[Aim]
Transcribe the data in full and exactly, omitting any pictures.

— Begin Records for the task —

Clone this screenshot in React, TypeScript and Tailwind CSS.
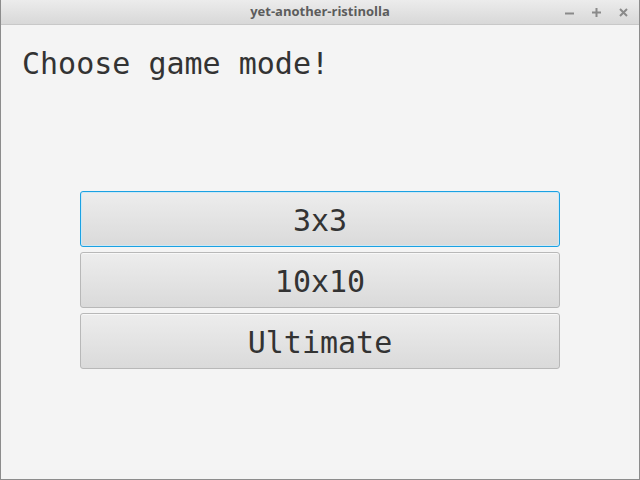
export default function App() {
  const modes = ["3x3", "10x10", "Ultimate"];

  return (
    <div className="flex h-[480px] w-[640px] flex-col border border-t-0 border-[#8c8c8c] bg-[#f4f4f4]">
      <header className="relative flex h-[25px] shrink-0 items-center justify-center border-b border-[#c8c8c8] bg-gradient-to-b from-[#ececec] to-[#d8d8d8]">
        <span className="font-['Open_Sans','Noto_Sans',sans-serif] text-[13px] font-bold text-[#5c5c5c]">
          yet-another-ristinolla
        </span>
        <div className="absolute right-[11px] top-0 flex h-full items-center gap-[18px] text-[#8a8a8a]">
          <svg width="9" height="9" viewBox="0 0 9 9">
            <rect x="0" y="4.5" width="9" height="2" fill="currentColor" />
          </svg>
          <svg width="9" height="9" viewBox="0 0 9 9">
            <rect x="0" y="3.5" width="9" height="2" fill="currentColor" />
            <rect x="3.5" y="0" width="2" height="9" fill="currentColor" />
          </svg>
          <svg width="9" height="9" viewBox="0 0 9 9">
            <path d="M1 1 L8 8 M8 1 L1 8" stroke="currentColor" strokeWidth="2" />
          </svg>
        </div>
      </header>

      <main className="flex flex-1 flex-col font-['DejaVu_Sans_Mono',monospace] text-[#333333]">
        <h1 className="ml-[21px] mt-[21px] text-[30px] leading-[36px]">Choose game mode!</h1>

        <div className="ml-[79px] mt-[109px] flex w-[480px] flex-col gap-[5px]">
          {modes.map((m, i) => (
            <button
              key={m}
              className={
                i === 0
                  ? "h-[56px] rounded-[3px] border border-[#1ba1e2] bg-gradient-to-b from-[#ededed] to-[#dadada] pt-[2px] text-[30px] text-[#333333] shadow-[inset_0_0_0_1px_#cde8f5]"
                  : "h-[56px] rounded-[3px] border border-[#b8b8b8] bg-gradient-to-b from-[#ededed] to-[#dadada] pt-[2px] text-[30px] text-[#333333] shadow-[inset_0_1px_0_#f8f8f8]"
              }
            >
              {m}
            </button>
          ))}
        </div>
      </main>
    </div>
  );
}
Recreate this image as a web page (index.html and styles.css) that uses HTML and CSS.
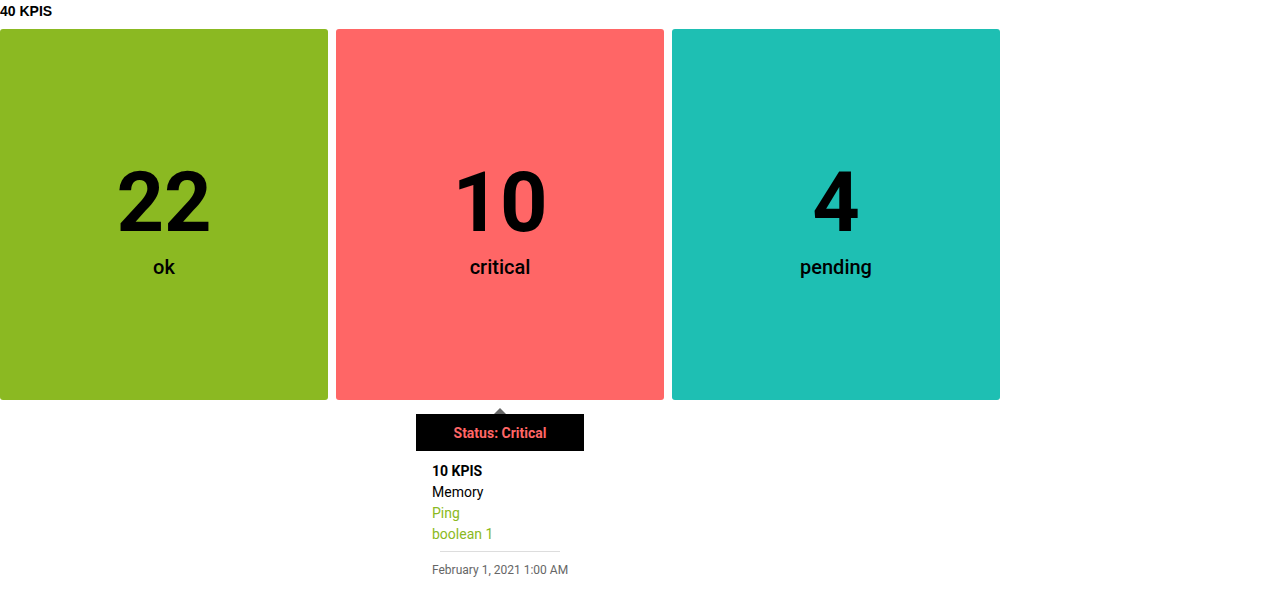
FILE: index.html
```html
<!DOCTYPE html>
<html>
<head>
<meta charset="utf-8">
<link rel="stylesheet" href="styles.css">
</head>
<body>
<div class="title">40 KPIS</div>
<div class="cards">
  <div class="card ok"><div class="num">22</div><div class="label">ok</div></div>
  <div class="card critical"><div class="num">10</div><div class="label">critical</div></div>
  <div class="card pending"><div class="num">4</div><div class="label">pending</div></div>
</div>
<div class="tooltip">
  <div class="arrow"></div>
  <div class="tip-head">Status: Critical</div>
  <div class="tip-body">
    <div class="tip-count">10 KPIS</div>
    <div class="tip-item">Memory</div>
    <div class="tip-item ok-text">Ping</div>
    <div class="tip-item ok-text">boolean 1</div>
    <div class="tip-sep"></div>
    <div class="tip-date">February 1, 2021 1:00 AM</div>
  </div>
</div>
</body>
</html>
```

FILE: styles.css
```css
html, body {
  margin: 0;
  padding: 0;
  background: #fff;
  font-family: Roboto, "Liberation Sans", sans-serif;
  color: #000;
}
.title {
  font-family: "Liberation Sans", Arial, sans-serif;
  font-weight: bold;
  font-size: 14px;
  line-height: 23px;
  height: 29px;
  box-sizing: border-box;
}
.cards {
  display: flex;
  gap: 8px;
}
.card {
  width: 328px;
  height: 371px;
  border-radius: 3px;
  display: flex;
  flex-direction: column;
  align-items: center;
  justify-content: center;
  padding-top: 12px;
  box-sizing: border-box;
}
.ok { background: #8bb922; }
.critical { background: #ff6666; }
.pending { background: #1ebfb3; }
.num {
  font-size: 83px;
  font-weight: 700;
  line-height: 80px;
}
.label {
  font-size: 20px;
  font-weight: 500;
  line-height: 24px;
  margin-top: 12px;
}
.tooltip {
  position: absolute;
  left: 416px;
  top: 408px;
  width: 168px;
}
.arrow {
  width: 0;
  height: 0;
  margin: 0 auto 0 78px;
  border-left: 6px solid transparent;
  border-right: 6px solid transparent;
  border-bottom: 6px solid #666;
}
.tip-head {
  background: #000;
  color: #ff6666;
  font-size: 14px;
  font-weight: 700;
  text-align: center;
  height: 37px;
  line-height: 38px;
}
.tip-body {
  background: #fff;
  padding: 10px 16px 8px;
  font-size: 14px;
  line-height: 21px;
  white-space: nowrap;
}
.tip-count { font-weight: 700; }
.ok-text { color: #8bb922; }
.tip-sep {
  height: 1px;
  background: #ddd;
  margin: 6px 8px 8px;
}
.tip-date {
  font-size: 12px;
  color: #666;
  line-height: 20px;
}
```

— End Records for the task —

[Reply to the task]
Clone this screenshot in React, TypeScript and Tailwind CSS.
export default function App() {
  const modes = ["3x3", "10x10", "Ultimate"];

  return (
    <div className="flex h-[480px] w-[640px] flex-col border border-t-0 border-[#8c8c8c] bg-[#f4f4f4]">
      <header className="relative flex h-[25px] shrink-0 items-center justify-center border-b border-[#c8c8c8] bg-gradient-to-b from-[#ececec] to-[#d8d8d8]">
        <span className="font-['Open_Sans','Noto_Sans',sans-serif] text-[13px] font-bold text-[#5c5c5c]">
          yet-another-ristinolla
        </span>
        <div className="absolute right-[11px] top-0 flex h-full items-center gap-[18px] text-[#8a8a8a]">
          <svg width="9" height="9" viewBox="0 0 9 9">
            <rect x="0" y="4.5" width="9" height="2" fill="currentColor" />
          </svg>
          <svg width="9" height="9" viewBox="0 0 9 9">
            <rect x="0" y="3.5" width="9" height="2" fill="currentColor" />
            <rect x="3.5" y="0" width="2" height="9" fill="currentColor" />
          </svg>
          <svg width="9" height="9" viewBox="0 0 9 9">
            <path d="M1 1 L8 8 M8 1 L1 8" stroke="currentColor" strokeWidth="2" />
          </svg>
        </div>
      </header>

      <main className="flex flex-1 flex-col font-['DejaVu_Sans_Mono',monospace] text-[#333333]">
        <h1 className="ml-[21px] mt-[21px] text-[30px] leading-[36px]">Choose game mode!</h1>

        <div className="ml-[79px] mt-[109px] flex w-[480px] flex-col gap-[5px]">
          {modes.map((m, i) => (
            <button
              key={m}
              className={
                i === 0
                  ? "h-[56px] rounded-[3px] border border-[#1ba1e2] bg-gradient-to-b from-[#ededed] to-[#dadada] pt-[2px] text-[30px] text-[#333333] shadow-[inset_0_0_0_1px_#cde8f5]"
                  : "h-[56px] rounded-[3px] border border-[#b8b8b8] bg-gradient-to-b from-[#ededed] to-[#dadada] pt-[2px] text-[30px] text-[#333333] shadow-[inset_0_1px_0_#f8f8f8]"
              }
            >
              {m}
            </button>
          ))}
        </div>
      </main>
    </div>
  );
}
Recreate this image as a web page (index.html and styles.css) that uses HTML and CSS.
FILE: index.html
```html
<!DOCTYPE html>
<html>
<head>
<meta charset="utf-8">
<link rel="stylesheet" href="styles.css">
</head>
<body>
<div class="title">40 KPIS</div>
<div class="cards">
  <div class="card ok"><div class="num">22</div><div class="label">ok</div></div>
  <div class="card critical"><div class="num">10</div><div class="label">critical</div></div>
  <div class="card pending"><div class="num">4</div><div class="label">pending</div></div>
</div>
<div class="tooltip">
  <div class="arrow"></div>
  <div class="tip-head">Status: Critical</div>
  <div class="tip-body">
    <div class="tip-count">10 KPIS</div>
    <div class="tip-item">Memory</div>
    <div class="tip-item ok-text">Ping</div>
    <div class="tip-item ok-text">boolean 1</div>
    <div class="tip-sep"></div>
    <div class="tip-date">February 1, 2021 1:00 AM</div>
  </div>
</div>
</body>
</html>
```

FILE: styles.css
```css
html, body {
  margin: 0;
  padding: 0;
  background: #fff;
  font-family: Roboto, "Liberation Sans", sans-serif;
  color: #000;
}
.title {
  font-family: "Liberation Sans", Arial, sans-serif;
  font-weight: bold;
  font-size: 14px;
  line-height: 23px;
  height: 29px;
  box-sizing: border-box;
}
.cards {
  display: flex;
  gap: 8px;
}
.card {
  width: 328px;
  height: 371px;
  border-radius: 3px;
  display: flex;
  flex-direction: column;
  align-items: center;
  justify-content: center;
  padding-top: 12px;
  box-sizing: border-box;
}
.ok { background: #8bb922; }
.critical { background: #ff6666; }
.pending { background: #1ebfb3; }
.num {
  font-size: 83px;
  font-weight: 700;
  line-height: 80px;
}
.label {
  font-size: 20px;
  font-weight: 500;
  line-height: 24px;
  margin-top: 12px;
}
.tooltip {
  position: absolute;
  left: 416px;
  top: 408px;
  width: 168px;
}
.arrow {
  width: 0;
  height: 0;
  margin: 0 auto 0 78px;
  border-left: 6px solid transparent;
  border-right: 6px solid transparent;
  border-bottom: 6px solid #666;
}
.tip-head {
  background: #000;
  color: #ff6666;
  font-size: 14px;
  font-weight: 700;
  text-align: center;
  height: 37px;
  line-height: 38px;
}
.tip-body {
  background: #fff;
  padding: 10px 16px 8px;
  font-size: 14px;
  line-height: 21px;
  white-space: nowrap;
}
.tip-count { font-weight: 700; }
.ok-text { color: #8bb922; }
.tip-sep {
  height: 1px;
  background: #ddd;
  margin: 6px 8px 8px;
}
.tip-date {
  font-size: 12px;
  color: #666;
  line-height: 20px;
}
```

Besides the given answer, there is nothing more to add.